## WHAT IS EXPECTED
From the very first line of the data to the line containing "h-[38px] items-center justify-center", retype everything exactly, leaving the pictures behind.

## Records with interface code
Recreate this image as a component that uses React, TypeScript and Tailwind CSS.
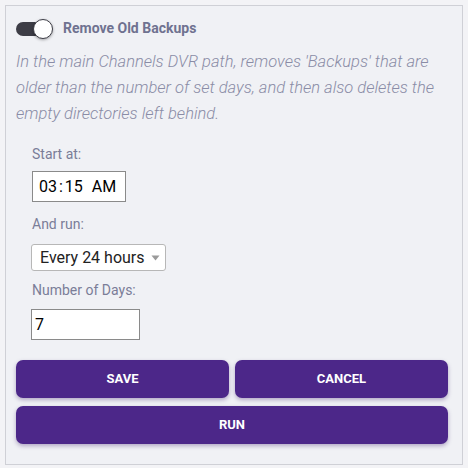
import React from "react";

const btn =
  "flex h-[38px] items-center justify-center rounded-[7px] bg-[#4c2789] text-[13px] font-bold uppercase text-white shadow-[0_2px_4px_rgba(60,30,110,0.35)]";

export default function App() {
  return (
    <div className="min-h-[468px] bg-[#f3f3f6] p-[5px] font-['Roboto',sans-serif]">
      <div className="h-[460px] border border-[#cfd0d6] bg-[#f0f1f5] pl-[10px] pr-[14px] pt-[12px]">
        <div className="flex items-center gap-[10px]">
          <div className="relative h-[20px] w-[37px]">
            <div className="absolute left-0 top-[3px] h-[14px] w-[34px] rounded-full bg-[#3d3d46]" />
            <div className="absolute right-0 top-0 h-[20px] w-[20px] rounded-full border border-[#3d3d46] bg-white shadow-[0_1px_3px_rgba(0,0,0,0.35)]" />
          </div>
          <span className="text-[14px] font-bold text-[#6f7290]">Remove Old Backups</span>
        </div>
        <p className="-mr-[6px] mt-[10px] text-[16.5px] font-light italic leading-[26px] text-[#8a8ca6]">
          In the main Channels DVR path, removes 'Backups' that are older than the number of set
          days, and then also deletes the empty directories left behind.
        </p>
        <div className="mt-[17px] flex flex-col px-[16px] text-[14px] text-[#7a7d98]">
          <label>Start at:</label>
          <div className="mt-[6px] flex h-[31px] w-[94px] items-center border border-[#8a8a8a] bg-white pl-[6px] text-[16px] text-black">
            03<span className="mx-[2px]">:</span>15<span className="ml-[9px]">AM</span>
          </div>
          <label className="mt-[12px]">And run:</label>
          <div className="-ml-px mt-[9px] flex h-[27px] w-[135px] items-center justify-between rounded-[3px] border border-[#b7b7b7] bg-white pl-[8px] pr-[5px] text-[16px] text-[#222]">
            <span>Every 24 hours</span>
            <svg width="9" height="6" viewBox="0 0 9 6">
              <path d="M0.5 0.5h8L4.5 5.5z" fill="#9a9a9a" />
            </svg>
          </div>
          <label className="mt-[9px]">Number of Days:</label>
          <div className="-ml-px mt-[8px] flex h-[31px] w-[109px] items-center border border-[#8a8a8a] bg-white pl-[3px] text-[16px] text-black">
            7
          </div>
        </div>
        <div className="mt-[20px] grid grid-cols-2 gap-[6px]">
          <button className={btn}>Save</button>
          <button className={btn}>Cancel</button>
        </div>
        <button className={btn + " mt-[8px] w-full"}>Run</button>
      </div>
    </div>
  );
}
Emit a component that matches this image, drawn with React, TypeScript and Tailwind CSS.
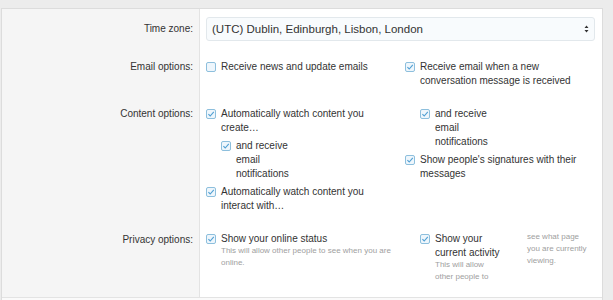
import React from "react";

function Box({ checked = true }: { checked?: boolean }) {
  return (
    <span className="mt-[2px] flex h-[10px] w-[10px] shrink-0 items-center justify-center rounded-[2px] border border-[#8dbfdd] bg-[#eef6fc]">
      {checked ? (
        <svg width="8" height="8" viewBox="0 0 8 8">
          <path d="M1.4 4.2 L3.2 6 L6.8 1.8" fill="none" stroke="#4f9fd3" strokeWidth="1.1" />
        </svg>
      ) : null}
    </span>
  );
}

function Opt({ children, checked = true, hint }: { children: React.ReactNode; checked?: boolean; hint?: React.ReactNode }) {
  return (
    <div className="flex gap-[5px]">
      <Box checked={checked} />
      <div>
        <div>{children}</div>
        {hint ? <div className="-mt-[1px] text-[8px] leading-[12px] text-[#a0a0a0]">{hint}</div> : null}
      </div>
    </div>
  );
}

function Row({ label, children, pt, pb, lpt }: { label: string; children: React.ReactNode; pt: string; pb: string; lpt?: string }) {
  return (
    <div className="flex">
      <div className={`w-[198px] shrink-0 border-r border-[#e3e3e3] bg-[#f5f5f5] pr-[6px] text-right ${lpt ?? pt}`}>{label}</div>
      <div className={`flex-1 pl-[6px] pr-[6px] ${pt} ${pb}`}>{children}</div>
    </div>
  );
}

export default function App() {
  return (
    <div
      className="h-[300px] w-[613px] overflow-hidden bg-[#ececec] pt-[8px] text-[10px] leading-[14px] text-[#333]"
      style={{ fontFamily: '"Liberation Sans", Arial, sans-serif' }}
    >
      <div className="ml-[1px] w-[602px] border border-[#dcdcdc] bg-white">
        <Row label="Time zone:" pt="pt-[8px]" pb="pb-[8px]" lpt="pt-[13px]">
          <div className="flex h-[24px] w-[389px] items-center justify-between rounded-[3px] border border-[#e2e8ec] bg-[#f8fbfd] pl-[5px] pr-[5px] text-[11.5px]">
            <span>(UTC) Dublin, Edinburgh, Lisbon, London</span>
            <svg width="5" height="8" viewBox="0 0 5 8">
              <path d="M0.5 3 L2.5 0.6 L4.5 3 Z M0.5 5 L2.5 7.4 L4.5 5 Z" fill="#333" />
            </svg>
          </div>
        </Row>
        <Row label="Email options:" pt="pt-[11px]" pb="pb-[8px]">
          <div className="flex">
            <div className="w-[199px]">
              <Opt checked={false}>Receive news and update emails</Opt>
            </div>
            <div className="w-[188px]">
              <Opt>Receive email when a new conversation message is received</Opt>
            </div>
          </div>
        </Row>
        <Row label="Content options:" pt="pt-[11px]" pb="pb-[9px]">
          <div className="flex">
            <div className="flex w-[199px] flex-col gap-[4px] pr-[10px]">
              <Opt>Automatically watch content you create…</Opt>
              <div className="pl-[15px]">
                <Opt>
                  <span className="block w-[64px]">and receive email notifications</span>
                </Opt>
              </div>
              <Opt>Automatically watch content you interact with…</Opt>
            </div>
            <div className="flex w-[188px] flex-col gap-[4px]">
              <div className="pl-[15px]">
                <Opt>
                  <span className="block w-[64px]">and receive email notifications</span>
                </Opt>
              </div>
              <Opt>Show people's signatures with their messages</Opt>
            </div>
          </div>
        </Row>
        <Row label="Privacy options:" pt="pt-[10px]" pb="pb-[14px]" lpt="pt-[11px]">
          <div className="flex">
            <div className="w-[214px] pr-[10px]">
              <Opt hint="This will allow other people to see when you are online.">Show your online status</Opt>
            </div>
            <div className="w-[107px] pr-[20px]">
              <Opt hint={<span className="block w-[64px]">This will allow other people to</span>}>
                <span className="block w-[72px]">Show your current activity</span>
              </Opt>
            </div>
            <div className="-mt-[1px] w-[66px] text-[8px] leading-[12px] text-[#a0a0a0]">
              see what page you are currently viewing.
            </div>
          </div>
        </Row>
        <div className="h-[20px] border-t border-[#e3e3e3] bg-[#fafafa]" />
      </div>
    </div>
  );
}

## RESPONSE TO THIS TASK
Recreate this image as a component that uses React, TypeScript and Tailwind CSS.
import React from "react";

const btn =
  "flex h-[38px] items-center justify-center rounded-[7px] bg-[#4c2789] text-[13px] font-bold uppercase text-white shadow-[0_2px_4px_rgba(60,30,110,0.35)]";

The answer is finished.